Hardcore da Ilha da Magia
Inspirados em bandas como Bad Brains e Cro-Mags, os membros do Budang foram os próximos a assumir o palco. Com um hardcore mais próximo das primeiras influências do gênero, Gui Guths (vocalista), Vini Lunardi (guitarrista), Pedro “Pit” Sabino (baixista) e Felipe “Minhoca” Royg (baterista) já contam com 4 EPs: “不当”, de 2019; “Vendo Clio 2009, Prata 4 Portas” de 2020; Astrologia, Destino e Salmos, de 2022; e um split com a Jovens Ateus, lançado em Maio de 2024 (O split é uma prática comum no hardcore, onde duas bandas lançam um álbum ou EP em conjunto, num único disco).
Como dito antes, o estilo do Budang recai muito no rock pesado pré-noventista, com inspirações no grind e no punk, mas antes de continuar a falar sobre o trabalho deles, é preciso colocar um asterisco no que deixou o show muito mais único que o normal. Assim que se abriram as cortinas do Basement, Vini veio ao microfone dizer que o vocalista, Gui, não poderia estar presente, então ele seria substituído na noite por Jê Landini.
Pra quem não conhece, Jê é uma das principais referências do hardcore e do cenário underground hoje. Diretamente de São Paulo, não-binária e imersa na cultura straight-edge, ela faz parte de diversos projetos, como Mee, Defdot, Sem Remorso e Pele Fria. No show em Curitiba, ela assumiu o vocal já elétrico do Budang e honrou uma grande apresentação. Todo o arranjo com ela no vocal foi algo realmente mágico, que foi cada vez mais chamando o público para os mosh-pits.
Voltando para a banda catarinense, por mais que o split com a Jovens Ateus tenha sido o lançamento mais recente, o Budang tem trabalhado no primeiro álbum, que deveria ter saído ano passado mas com o calendário de turnês e outros contratempos acabou sendo adiado. Falando em turnê, essa que passou em Curitiba em fevereiro também tocou em três cidades de Santa Catarina: Blumenau, Criciúma e Florianópolis.
Sobre o show, com a Jê na voz, substituindo Gui, a energia já começou nas alturas, com दुक्ख (tradução de sofrimento para sânscrito), do EP split com a Jovens Ateus.
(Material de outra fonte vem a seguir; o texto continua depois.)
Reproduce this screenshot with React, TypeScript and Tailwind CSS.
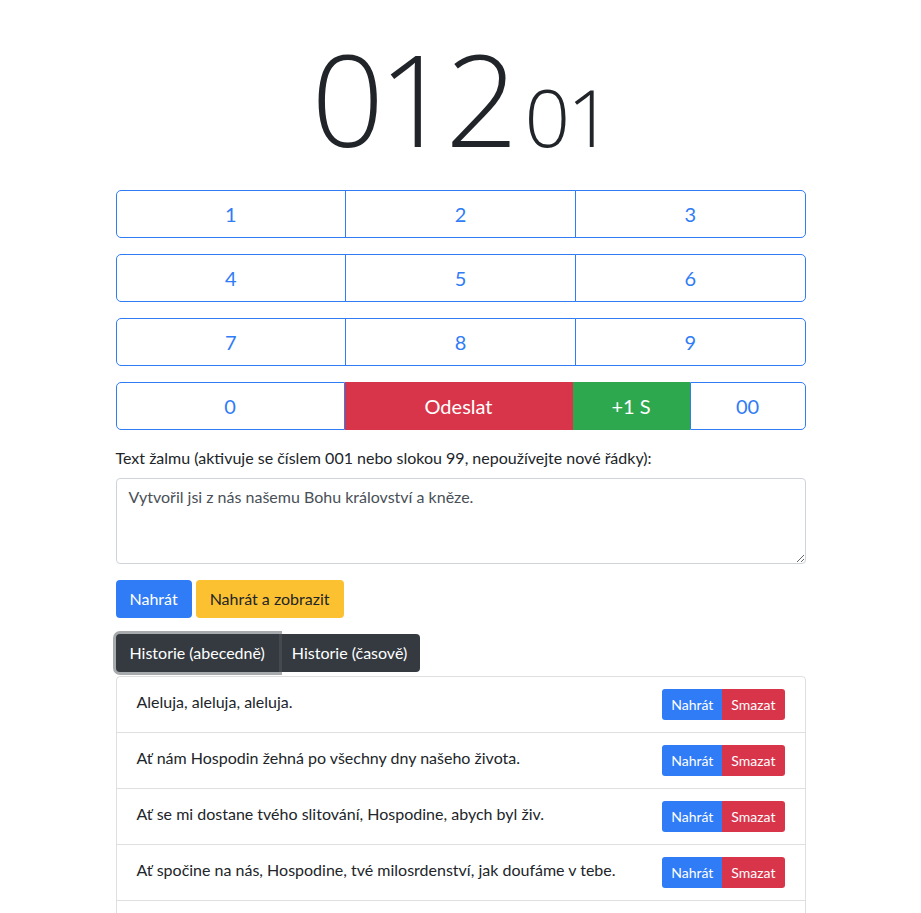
const history = [
  'Aleluja, aleluja, aleluja.',
  'Ať nám Hospodin žehná po všechny dny našeho života.',
  'Ať se mi dostane tvého slitování, Hospodine, abych byl živ.',
  'Ať spočine na nás, Hospodine, tvé milosrdenství, jak doufáme v tebe.',
  'Blaze těm, kdo zachovávají právo a jednají spravedlivě v každé době.',
];

const numBtn =
  'flex-1 h-12 flex items-center justify-center text-[20px] text-[#2f7cf6] bg-white border border-[#2f7cf6] -ml-px first:ml-0';

export default function App() {
  const rows = [
    ['1', '2', '3'],
    ['4', '5', '6'],
    ['7', '8', '9'],
  ];

  return (
    <div className="min-h-screen bg-white font-['Lato',sans-serif] text-[#212529]">
      <div className="w-[690px] mx-auto">
        {/* Display */}
        <div className="h-[190px] flex items-end justify-center pb-[28px]">
          <div className="flex items-baseline font-['Open_Sans',sans-serif] font-light leading-none text-[#212529]">
            <span className="text-[128px] tracking-[-6px]">012</span>
            <span className="text-[80px] tracking-[-3px] ml-[12px]">01</span>
          </div>
        </div>

        {/* Keypad */}
        <div className="flex flex-col gap-4">
          {rows.map((row, i) => (
            <div key={i} className="flex">
              {row.map((n, j) => (
                <button
                  key={n}
                  className={`${numBtn} ${j === 0 ? 'rounded-l-[5px]' : ''} ${j === 2 ? 'rounded-r-[5px]' : ''}`}
                >
                  {n}
                </button>
              ))}
            </div>
          ))}
          <div className="flex">
            <button className="w-[229px] h-12 flex items-center justify-center text-[20px] text-[#2f7cf6] bg-white border border-[#2f7cf6] rounded-l-[5px]">
              0
            </button>
            <button className="w-[228px] h-12 flex items-center justify-center text-[20px] text-white bg-[#d9354a] border border-[#d9354a]">
              Odeslat
            </button>
            <button className="w-[117px] h-12 flex items-center justify-center text-[20px] text-white bg-[#2ea84f] border border-[#2ea84f]">
              +1 S
            </button>
            <button className="flex-1 h-12 flex items-center justify-center text-[20px] text-[#2f7cf6] bg-white border border-[#2f7cf6] rounded-r-[5px]">
              00
            </button>
          </div>
        </div>

        {/* Psalm text */}
        <div className="mt-4">
          <label className="block text-[16px] leading-6 mb-2">
            Text žalmu (aktivuje se číslem 001 nebo slokou 99, nepoužívejte nové řádky):
          </label>
          <textarea
            rows={3}
            defaultValue="Vytvořil jsi z nás našemu Bohu království a kněze."
            className="block w-full h-[86px] px-3 py-[6px] text-[16px] leading-6 text-[#495057] border border-[#ced4da] rounded-[4px] resize-y outline-none"
          />
        </div>

        <div className="mt-4 flex gap-1">
          <button className="h-[38px] px-[14px] rounded-[4px] bg-[#2f7cf6] text-white text-[16px]">Nahrát</button>
          <button className="h-[38px] px-[14px] rounded-[4px] bg-[#fcc130] text-[#212529] text-[16px]">
            Nahrát a zobrazit
          </button>
        </div>

        <div className="mt-4 flex">
          <button className="relative z-10 h-[38px] px-[14px] rounded-l-[4px] bg-[#343a40] text-white text-[16px] shadow-[0_0_0_3px_rgba(82,88,93,0.5)]">
            Historie (abecedně)
          </button>
          <button className="h-[38px] px-[13px] rounded-r-[4px] bg-[#343a40] text-white text-[16px]">
            Historie (časově)
          </button>
        </div>

        {/* History list */}
        <div className="mt-1 border border-black/[0.125] rounded-t-[4px]">
          {history.map((t, i) => (
            <div
              key={i}
              className="flex items-center justify-between px-5 h-[56px] border-b border-black/[0.125] last:border-b-0"
            >
              <span className="text-[16px] leading-6 -mt-[6px]">{t}</span>
              <div className="flex">
                <button className="h-[31px] px-[9px] rounded-l-[3px] bg-[#2f7cf6] text-white text-[14px]">Nahrát</button>
                <button className="h-[31px] px-[9px] rounded-r-[3px] bg-[#d9354a] text-white text-[14px]">Smazat</button>
              </div>
            </div>
          ))}
        </div>
      </div>
    </div>
  );
}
Jê estava com seu moletom da Sem Remorso, mas logo tirou para revelar um top de Kim Petras. O baixista Pit ficou sem camisa após cerca de 5 músicas. Entre as canções estava Virgínia (Euthanasia), regravação do Budang para Virginia, do EP Morrer, Viver, Sorrir, Sangrar da banda Euthanasia de 1997, uma das primeiras do cenário manézinho/florianopolitano. A versão, lançada em maio de 2023, foi uma homenagem póstuma a Johnny Duluti, baterista da Euthanasia.
O Budang também tocou Morar no Bar, um de seus maiores hits, e Segunda Lei da Termodinâmica, provavelmente o maior sucesso considerando diferentes métricas. Ambos os lançamentos de 2022 compõem o EP Astrologia, Destino e Salmos. O show finalizou com a música mais política da banda – BLSNR = CANCÊR – que faz parte do EP Vendo Clio 2009, Prata 4 Portas!!, de 2020, e faz referência ao ex-presidente do Brasil, Jair Bolsonaro. Uma boa deixa para lembrar que o underground (e a música no geral) também é político.
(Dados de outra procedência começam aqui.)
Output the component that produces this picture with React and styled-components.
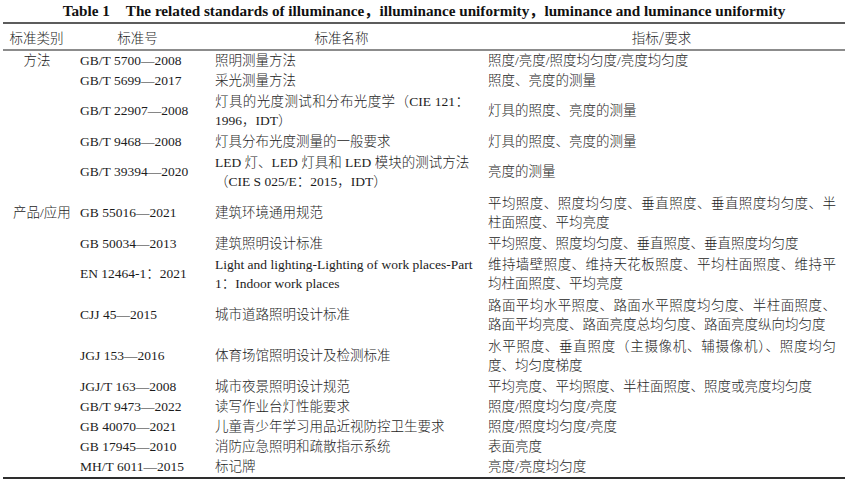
import React from 'react';
import styled, { createGlobalStyle } from 'styled-components';

const Global = createGlobalStyle`
  html, body { margin: 0; padding: 0; background: #fff; }
  body {
    font-family: "Liberation Serif", "Noto Sans CJK SC", serif;
    color: #1c1c1c;
  }
`;

const Page = styled.div`
  width: 850px;
  height: 489px;
  padding: 0 5px 0 3px;
  box-sizing: border-box;
`;

const Title = styled.h1`
  margin: 0;
  height: 22px;
  line-height: 22px;
  font-size: 15.2px;
  font-weight: bold;
  text-align: center;
  color: #111;
  white-space: nowrap;
`;

const TitleLabel = styled.span`
  margin-right: 16px;
`;

const Table = styled.div`
  display: flex;
  flex-direction: column;
  border-top: 2px solid #5c5c5c;
  border-bottom: 2px solid #2e2e2e;
  font-weight: 300;
`;

const Row = styled.div`
  display: grid;
  grid-template-columns: 67px 135px 273px 367px;
  height: ${(p) => (p.$tall ? 41 : 20)}px;
  font-size: 13.5px;
`;

const HeadRow = styled(Row)`
  height: 25px;
  border-bottom: 2px solid #8c8c8c;
`;

const HeadCell = styled.div`
  display: flex;
  align-items: center;
  justify-content: center;
  font-family: "Noto Sans CJK SC", sans-serif;
  white-space: nowrap;
`;

const Cell = styled.div`
  display: flex;
  flex-direction: column;
  justify-content: center;
  padding: 0 9px 0 10px;
  line-height: 18.5px;
  white-space: nowrap;
  text-align: ${(p) => (p.$center ? 'center' : 'left')};
`;

const Line = styled.div`
  text-align-last: ${(p) => (p.$justify ? 'justify' : 'auto')};
  text-align: ${(p) => (p.$justify ? 'justify' : 'inherit')};
`;

const rows = [
  { cat: '方法', code: 'GB/T 5700—2008', name: ['照明测量方法'], req: ['照度/亮度/照度均匀度/亮度均匀度'] },
  { cat: '', code: 'GB/T 5699—2017', name: ['采光测量方法'], req: ['照度、亮度的测量'] },
  { cat: '', code: 'GB/T 22907—2008', name: ['灯具的光度测试和分布光度学（CIE 121：', '1996，IDT）'], req: ['灯具的照度、亮度的测量'] },
  { cat: '', code: 'GB/T 9468—2008', name: ['灯具分布光度测量的一般要求'], req: ['灯具的照度、亮度的测量'] },
  { cat: '', code: 'GB/T 39394—2020', name: ['LED 灯、LED 灯具和 LED 模块的测试方法', '（CIE S 025/E：2015，IDT）'], req: ['亮度的测量'] },
  { cat: '产品/应用', code: 'GB 55016—2021', name: ['建筑环境通用规范'], req: ['平均照度、照度均匀度、垂直照度、垂直照度均匀度、半', '柱面照度、平均亮度'] },
  { cat: '', code: 'GB 50034—2013', name: ['建筑照明设计标准'], req: ['平均照度、照度均匀度、垂直照度、垂直照度均匀度'] },
  { cat: '', code: 'EN 12464-1：2021', name: ['Light and lighting-Lighting of work places-Part', '1：Indoor work places'], req: ['维持墙壁照度、维持天花板照度、平均柱面照度、维持平', '均柱面照度、平均亮度'] },
  { cat: '', code: 'CJJ 45—2015', name: ['城市道路照明设计标准'], req: ['路面平均水平照度、路面水平照度均匀度、半柱面照度、', '路面平均亮度、路面亮度总均匀度、路面亮度纵向均匀度'] },
  { cat: '', code: 'JGJ 153—2016', name: ['体育场馆照明设计及检测标准'], req: ['水平照度、垂直照度（主摄像机、辅摄像机）、照度均匀', '度、均匀度梯度'] },
  { cat: '', code: 'JGJ/T 163—2008', name: ['城市夜景照明设计规范'], req: ['平均亮度、平均照度、半柱面照度、照度或亮度均匀度'] },
  { cat: '', code: 'GB/T 9473—2022', name: ['读写作业台灯性能要求'], req: ['照度/照度均匀度/亮度'] },
  { cat: '', code: 'GB 40070—2021', name: ['儿童青少年学习用品近视防控卫生要求'], req: ['照度/照度均匀度/亮度'] },
  { cat: '', code: 'GB 17945—2010', name: ['消防应急照明和疏散指示系统'], req: ['表面亮度'] },
  { cat: '', code: 'MH/T 6011—2015', name: ['标记牌'], req: ['亮度/亮度均匀度'] },
];

function Lines({ items }) {
  return items.map((t, i) => (
    <Line key={i} $justify={items.length > 1 && i < items.length - 1}>
      {t}
    </Line>
  ));
}

export default function App() {
  return (
    <Page>
      <Global />
      <Title>
        <TitleLabel>Table 1</TitleLabel>
        The related standards of illuminance，illuminance uniformity，luminance and luminance uniformity
      </Title>
      <Table>
        <HeadRow>
          <HeadCell>标准类别</HeadCell>
          <HeadCell>标准号</HeadCell>
          <HeadCell>标准名称</HeadCell>
          <HeadCell>指标/要求</HeadCell>
        </HeadRow>
        {rows.map((r) => {
          const tall = r.name.length > 1 || r.req.length > 1;
          return (
            <Row key={r.code} $tall={tall}>
              <Cell $center>{r.cat}</Cell>
              <Cell>{r.code}</Cell>
              <Cell>
                <Lines items={r.name} />
              </Cell>
              <Cell>
                <Lines items={r.req} />
              </Cell>
            </Row>
          );
        })}
      </Table>
    </Page>
  );
}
Rótulos, rótulos e mais rótulos...
O intuito desse texto foi pra falar de uma experiência única de um show, mas também pra tentar expressar o quanto um mesmo gênero musical pode variar dentro dele mesmo. O hardcore do Budang compartilha atributos com o grindcore da Snailmate, por mais que a sonoridade deles seja completamente diferente, a vibe de dois shows separados por apenas 30 minutos em posições opostas, por mais que servissem o mesmo público e fizesse parte do mesmo rótulo: hardcore.
Isso não serve só pra música, mas o vício inerente em tentar classificar tudo e comparar tudo transforma as mais puras emoções de felicidade em competição, quando não há prêmio para a vencedora. Ser fã de algo não significa automaticamente demonizar o lado oposto, a menos que estejamos falando de times de futebol, que não é o caso. A participação da Jê no show foi muito importante para salientar a mensagem que ela passa (e já disse em outras entrevistas): o hardcore é antipadrões, o diferente sempre será bem vindo no underground.